» Given task
Among the lines of the listing below, retype exactly those from the one containing "Rebuild this table" through the one containing "const COLS = '188px", both included. Do not include pictures.
--- start of Data for this task ---
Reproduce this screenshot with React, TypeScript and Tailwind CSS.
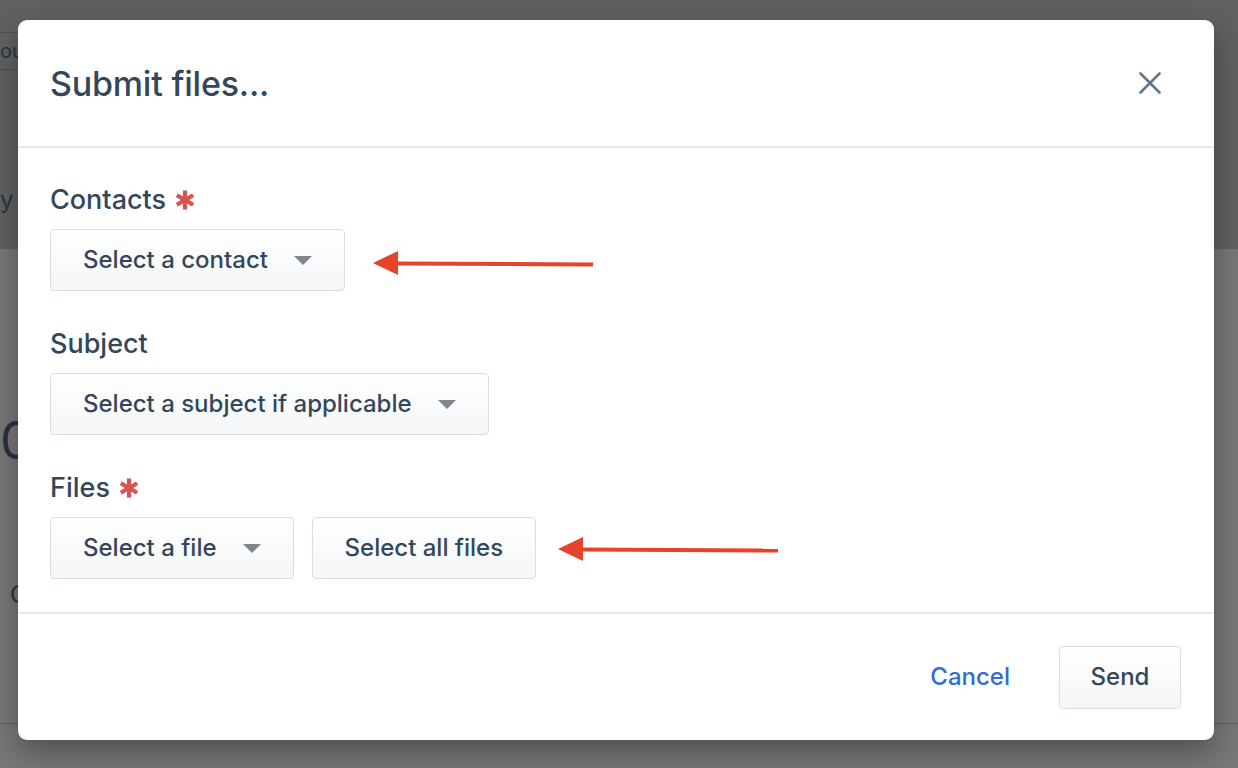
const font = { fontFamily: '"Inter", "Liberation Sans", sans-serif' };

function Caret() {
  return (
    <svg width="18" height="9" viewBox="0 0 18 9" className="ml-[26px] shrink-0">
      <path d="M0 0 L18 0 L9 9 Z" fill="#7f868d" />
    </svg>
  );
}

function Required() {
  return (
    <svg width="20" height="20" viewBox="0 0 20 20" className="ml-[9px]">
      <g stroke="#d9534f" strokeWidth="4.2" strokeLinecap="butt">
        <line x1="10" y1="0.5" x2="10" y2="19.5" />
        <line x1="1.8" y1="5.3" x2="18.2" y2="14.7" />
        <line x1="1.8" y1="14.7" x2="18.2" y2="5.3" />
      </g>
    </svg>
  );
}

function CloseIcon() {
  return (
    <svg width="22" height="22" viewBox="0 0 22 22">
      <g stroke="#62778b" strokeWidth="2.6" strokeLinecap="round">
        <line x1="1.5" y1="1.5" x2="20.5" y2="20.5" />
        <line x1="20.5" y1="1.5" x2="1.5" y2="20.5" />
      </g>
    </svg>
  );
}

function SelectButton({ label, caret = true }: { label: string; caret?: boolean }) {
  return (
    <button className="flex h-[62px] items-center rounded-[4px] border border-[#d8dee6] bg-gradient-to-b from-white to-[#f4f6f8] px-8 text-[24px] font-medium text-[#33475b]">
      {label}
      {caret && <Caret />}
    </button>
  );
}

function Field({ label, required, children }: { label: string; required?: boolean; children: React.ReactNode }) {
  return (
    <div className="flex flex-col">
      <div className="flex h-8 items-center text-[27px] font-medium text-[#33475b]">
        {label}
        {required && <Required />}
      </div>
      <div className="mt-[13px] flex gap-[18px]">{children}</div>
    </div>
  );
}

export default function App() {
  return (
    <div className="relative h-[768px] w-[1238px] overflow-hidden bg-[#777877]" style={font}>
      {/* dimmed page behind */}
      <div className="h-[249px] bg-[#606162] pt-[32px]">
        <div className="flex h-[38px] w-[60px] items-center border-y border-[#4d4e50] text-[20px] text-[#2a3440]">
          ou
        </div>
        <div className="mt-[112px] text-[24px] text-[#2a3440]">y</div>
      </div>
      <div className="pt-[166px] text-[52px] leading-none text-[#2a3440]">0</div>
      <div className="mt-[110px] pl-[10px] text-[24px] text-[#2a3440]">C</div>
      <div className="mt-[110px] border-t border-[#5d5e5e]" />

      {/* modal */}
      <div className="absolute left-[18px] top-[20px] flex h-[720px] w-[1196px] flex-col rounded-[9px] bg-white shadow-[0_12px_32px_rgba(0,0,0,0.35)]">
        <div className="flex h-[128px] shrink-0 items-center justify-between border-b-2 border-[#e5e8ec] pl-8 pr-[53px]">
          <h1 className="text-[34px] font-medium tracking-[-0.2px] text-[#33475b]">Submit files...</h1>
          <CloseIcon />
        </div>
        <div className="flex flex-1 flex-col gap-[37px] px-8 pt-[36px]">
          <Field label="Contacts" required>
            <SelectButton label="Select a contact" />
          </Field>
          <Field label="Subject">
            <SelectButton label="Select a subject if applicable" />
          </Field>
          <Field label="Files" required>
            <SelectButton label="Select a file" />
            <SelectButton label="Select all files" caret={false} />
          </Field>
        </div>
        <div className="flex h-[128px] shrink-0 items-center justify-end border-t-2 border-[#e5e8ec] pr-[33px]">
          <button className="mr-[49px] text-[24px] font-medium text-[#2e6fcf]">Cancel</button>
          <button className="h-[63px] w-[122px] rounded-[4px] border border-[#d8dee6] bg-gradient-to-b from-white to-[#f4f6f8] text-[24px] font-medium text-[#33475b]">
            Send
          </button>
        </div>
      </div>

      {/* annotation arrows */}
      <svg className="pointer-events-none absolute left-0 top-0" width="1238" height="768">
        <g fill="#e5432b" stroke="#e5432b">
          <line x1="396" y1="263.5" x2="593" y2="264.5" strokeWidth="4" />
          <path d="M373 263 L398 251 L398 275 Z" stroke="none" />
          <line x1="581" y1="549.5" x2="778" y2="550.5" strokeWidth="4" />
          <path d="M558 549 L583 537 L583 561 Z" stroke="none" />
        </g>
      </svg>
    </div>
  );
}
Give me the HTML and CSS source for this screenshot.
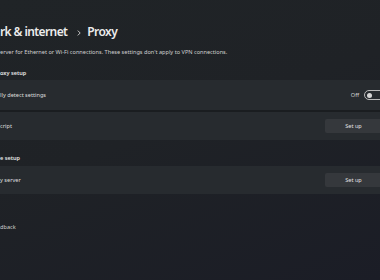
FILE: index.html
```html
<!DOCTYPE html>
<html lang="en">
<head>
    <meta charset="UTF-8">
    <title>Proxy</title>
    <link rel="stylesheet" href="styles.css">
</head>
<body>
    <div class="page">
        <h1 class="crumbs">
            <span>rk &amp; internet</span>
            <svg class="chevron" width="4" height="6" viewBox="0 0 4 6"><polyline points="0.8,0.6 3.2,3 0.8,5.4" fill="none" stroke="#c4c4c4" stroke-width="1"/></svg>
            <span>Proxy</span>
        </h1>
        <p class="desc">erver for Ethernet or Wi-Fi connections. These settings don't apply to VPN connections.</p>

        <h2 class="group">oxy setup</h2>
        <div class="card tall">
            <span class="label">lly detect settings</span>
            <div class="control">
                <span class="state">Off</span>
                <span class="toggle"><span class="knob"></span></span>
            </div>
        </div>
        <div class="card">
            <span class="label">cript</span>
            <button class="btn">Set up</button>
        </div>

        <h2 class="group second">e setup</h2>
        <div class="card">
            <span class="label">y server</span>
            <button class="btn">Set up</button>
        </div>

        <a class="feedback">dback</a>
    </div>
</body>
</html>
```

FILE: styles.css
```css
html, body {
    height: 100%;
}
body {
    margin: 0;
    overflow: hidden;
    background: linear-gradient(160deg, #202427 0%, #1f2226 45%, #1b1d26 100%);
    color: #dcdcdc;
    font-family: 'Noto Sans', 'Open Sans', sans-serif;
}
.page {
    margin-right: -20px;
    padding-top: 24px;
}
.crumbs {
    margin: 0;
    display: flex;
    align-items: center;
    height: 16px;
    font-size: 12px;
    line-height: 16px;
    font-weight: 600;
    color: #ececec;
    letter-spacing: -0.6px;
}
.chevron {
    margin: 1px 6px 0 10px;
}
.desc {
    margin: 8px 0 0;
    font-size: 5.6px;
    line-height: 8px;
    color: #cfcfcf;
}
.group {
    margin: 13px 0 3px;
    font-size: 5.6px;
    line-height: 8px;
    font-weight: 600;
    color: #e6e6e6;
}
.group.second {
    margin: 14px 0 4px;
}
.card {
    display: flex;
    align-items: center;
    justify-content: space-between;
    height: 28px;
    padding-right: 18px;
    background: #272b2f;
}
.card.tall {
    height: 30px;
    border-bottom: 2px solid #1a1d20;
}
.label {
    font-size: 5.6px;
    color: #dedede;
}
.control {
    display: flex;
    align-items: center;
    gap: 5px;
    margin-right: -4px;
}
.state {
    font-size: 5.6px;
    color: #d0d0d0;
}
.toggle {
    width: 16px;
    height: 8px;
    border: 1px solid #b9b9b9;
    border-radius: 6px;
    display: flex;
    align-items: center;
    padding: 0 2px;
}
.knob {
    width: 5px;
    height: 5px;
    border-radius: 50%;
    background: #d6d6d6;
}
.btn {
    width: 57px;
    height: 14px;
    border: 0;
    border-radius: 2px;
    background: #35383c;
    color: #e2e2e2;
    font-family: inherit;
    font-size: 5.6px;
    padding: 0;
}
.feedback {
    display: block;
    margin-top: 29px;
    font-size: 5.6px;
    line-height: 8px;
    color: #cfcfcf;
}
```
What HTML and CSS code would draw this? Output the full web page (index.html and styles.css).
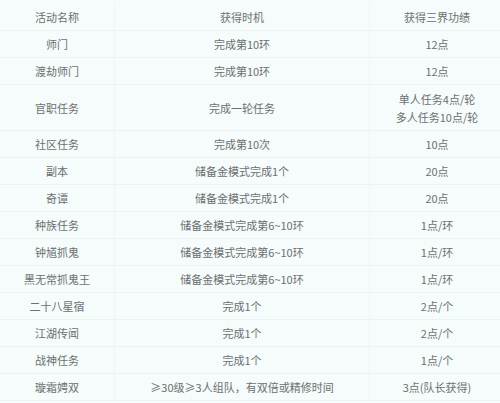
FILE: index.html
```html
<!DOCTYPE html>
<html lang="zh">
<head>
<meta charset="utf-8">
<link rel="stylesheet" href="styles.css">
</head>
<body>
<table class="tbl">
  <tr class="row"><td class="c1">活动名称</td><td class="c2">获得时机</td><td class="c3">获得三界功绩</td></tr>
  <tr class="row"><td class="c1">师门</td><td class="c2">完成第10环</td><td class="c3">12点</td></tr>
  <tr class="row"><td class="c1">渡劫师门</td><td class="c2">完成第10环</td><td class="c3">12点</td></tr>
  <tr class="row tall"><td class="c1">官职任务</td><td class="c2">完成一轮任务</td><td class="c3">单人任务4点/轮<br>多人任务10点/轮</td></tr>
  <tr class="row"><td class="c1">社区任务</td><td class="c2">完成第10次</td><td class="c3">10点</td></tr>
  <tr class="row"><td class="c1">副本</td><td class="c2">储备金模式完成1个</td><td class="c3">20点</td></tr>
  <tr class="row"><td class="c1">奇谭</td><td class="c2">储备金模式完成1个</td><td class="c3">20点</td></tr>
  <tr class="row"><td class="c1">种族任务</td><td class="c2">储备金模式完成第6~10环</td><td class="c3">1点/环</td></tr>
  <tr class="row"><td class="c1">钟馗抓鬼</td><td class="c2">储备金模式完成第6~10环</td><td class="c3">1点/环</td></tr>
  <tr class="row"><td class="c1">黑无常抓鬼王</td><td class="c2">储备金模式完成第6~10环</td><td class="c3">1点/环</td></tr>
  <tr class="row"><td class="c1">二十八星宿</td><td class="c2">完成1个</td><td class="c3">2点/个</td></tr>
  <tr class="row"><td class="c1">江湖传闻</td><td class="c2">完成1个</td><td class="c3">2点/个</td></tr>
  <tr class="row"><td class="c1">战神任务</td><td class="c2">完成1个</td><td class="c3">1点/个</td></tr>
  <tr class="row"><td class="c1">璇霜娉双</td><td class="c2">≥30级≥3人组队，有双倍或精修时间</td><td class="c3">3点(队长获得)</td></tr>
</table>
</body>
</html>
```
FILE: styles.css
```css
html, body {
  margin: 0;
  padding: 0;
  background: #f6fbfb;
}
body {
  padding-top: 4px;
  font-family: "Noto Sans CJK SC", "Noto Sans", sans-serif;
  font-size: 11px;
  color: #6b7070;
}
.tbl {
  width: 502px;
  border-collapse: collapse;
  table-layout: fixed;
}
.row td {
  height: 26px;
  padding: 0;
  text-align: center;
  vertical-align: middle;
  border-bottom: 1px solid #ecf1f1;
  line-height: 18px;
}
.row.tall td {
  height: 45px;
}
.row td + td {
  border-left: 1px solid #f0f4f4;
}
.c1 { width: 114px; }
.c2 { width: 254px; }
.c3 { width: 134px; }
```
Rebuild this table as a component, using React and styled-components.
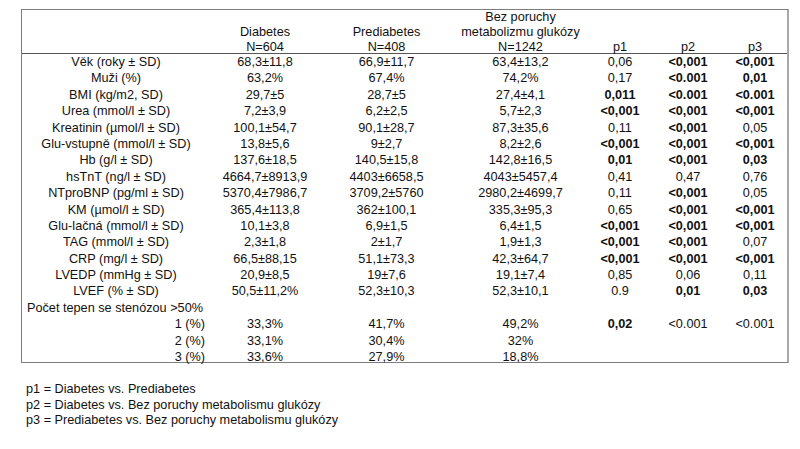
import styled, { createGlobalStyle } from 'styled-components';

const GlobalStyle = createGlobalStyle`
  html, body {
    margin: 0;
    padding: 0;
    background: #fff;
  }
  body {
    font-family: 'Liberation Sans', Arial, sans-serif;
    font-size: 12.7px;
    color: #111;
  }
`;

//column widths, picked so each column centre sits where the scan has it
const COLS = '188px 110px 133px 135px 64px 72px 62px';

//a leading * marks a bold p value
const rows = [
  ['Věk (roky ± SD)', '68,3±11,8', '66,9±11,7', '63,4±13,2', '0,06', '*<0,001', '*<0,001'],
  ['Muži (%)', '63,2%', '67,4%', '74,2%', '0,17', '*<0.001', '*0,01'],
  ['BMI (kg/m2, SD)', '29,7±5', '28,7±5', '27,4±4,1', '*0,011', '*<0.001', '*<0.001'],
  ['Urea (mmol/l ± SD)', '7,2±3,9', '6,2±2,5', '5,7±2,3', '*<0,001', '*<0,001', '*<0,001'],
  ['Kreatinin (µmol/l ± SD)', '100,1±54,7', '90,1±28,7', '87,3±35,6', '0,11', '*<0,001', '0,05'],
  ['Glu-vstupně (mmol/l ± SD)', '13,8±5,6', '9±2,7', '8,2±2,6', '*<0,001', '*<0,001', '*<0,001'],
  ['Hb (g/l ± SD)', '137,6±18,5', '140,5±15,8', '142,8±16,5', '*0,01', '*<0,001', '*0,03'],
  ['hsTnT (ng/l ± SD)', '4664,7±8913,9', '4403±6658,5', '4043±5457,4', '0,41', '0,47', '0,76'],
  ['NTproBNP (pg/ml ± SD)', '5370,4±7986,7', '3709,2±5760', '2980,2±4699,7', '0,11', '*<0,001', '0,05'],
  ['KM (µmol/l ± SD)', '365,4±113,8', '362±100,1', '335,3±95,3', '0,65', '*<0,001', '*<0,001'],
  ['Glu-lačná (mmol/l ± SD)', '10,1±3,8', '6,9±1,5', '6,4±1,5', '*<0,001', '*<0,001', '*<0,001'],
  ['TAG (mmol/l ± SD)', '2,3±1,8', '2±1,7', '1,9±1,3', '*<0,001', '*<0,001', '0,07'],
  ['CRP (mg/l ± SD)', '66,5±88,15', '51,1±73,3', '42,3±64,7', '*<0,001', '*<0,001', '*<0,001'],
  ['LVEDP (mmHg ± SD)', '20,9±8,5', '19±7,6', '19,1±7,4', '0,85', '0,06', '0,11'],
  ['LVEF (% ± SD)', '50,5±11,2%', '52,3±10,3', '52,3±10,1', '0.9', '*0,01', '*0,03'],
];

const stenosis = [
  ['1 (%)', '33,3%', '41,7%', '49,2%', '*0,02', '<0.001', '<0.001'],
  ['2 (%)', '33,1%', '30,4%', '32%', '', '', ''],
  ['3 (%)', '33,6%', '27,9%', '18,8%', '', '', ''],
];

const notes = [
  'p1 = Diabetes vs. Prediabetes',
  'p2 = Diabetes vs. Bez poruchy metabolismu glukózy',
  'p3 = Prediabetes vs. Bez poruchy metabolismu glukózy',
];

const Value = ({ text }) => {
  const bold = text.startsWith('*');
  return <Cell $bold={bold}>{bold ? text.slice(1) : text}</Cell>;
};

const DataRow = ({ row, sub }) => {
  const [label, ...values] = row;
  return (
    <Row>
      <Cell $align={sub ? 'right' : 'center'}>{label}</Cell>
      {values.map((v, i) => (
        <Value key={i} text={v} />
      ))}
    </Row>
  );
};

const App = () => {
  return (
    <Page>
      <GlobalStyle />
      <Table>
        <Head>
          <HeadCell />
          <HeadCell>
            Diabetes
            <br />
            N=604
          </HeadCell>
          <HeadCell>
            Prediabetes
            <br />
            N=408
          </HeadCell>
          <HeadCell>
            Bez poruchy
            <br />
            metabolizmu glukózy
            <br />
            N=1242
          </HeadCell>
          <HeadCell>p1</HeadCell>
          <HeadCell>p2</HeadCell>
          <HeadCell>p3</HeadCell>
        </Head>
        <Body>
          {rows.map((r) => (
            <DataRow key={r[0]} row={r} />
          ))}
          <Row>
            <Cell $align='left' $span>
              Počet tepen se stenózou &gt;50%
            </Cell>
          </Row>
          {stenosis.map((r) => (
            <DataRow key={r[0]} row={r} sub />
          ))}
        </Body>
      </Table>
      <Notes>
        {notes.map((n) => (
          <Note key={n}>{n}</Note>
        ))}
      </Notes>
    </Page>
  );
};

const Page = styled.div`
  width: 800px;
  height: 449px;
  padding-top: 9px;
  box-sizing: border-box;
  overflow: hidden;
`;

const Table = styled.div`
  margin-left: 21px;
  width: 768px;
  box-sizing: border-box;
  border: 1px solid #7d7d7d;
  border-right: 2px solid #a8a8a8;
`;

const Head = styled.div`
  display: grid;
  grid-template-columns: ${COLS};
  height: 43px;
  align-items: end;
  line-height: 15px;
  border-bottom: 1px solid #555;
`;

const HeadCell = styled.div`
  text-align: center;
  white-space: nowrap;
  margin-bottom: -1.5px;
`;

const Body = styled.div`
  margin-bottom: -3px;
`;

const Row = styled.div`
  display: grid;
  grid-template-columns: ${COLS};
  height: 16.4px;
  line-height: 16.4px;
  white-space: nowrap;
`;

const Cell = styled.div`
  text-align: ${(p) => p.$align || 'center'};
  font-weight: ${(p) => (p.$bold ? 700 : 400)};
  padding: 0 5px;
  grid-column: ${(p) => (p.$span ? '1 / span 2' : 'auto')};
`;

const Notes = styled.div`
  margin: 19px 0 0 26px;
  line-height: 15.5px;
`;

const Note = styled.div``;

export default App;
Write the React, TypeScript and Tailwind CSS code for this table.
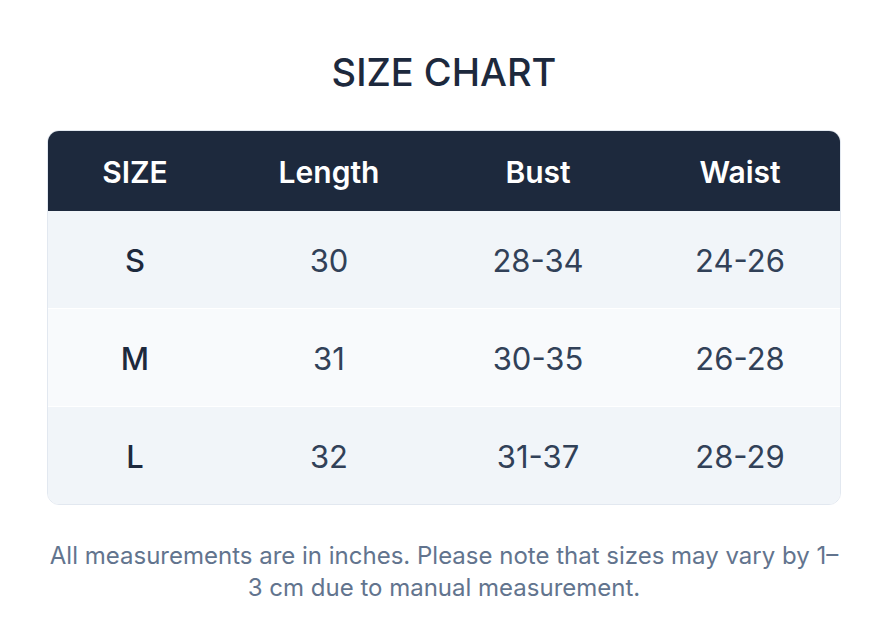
--- end of Data for this task ---
» Answer to the task
Rebuild this table as a component, using React and styled-components.
import styled, { createGlobalStyle } from 'styled-components';

const GlobalStyle = createGlobalStyle`
  html, body {
    margin: 0;
    padding: 0;
    background: #fff;
  }
  body {
    font-family: 'Liberation Sans', Arial, sans-serif;
    font-size: 12.7px;
    color: #111;
  }
`;

//column widths, picked so each column centre sits where the scan has it
const COLS = '188px 110px 133px 135px 64px 72px 62px';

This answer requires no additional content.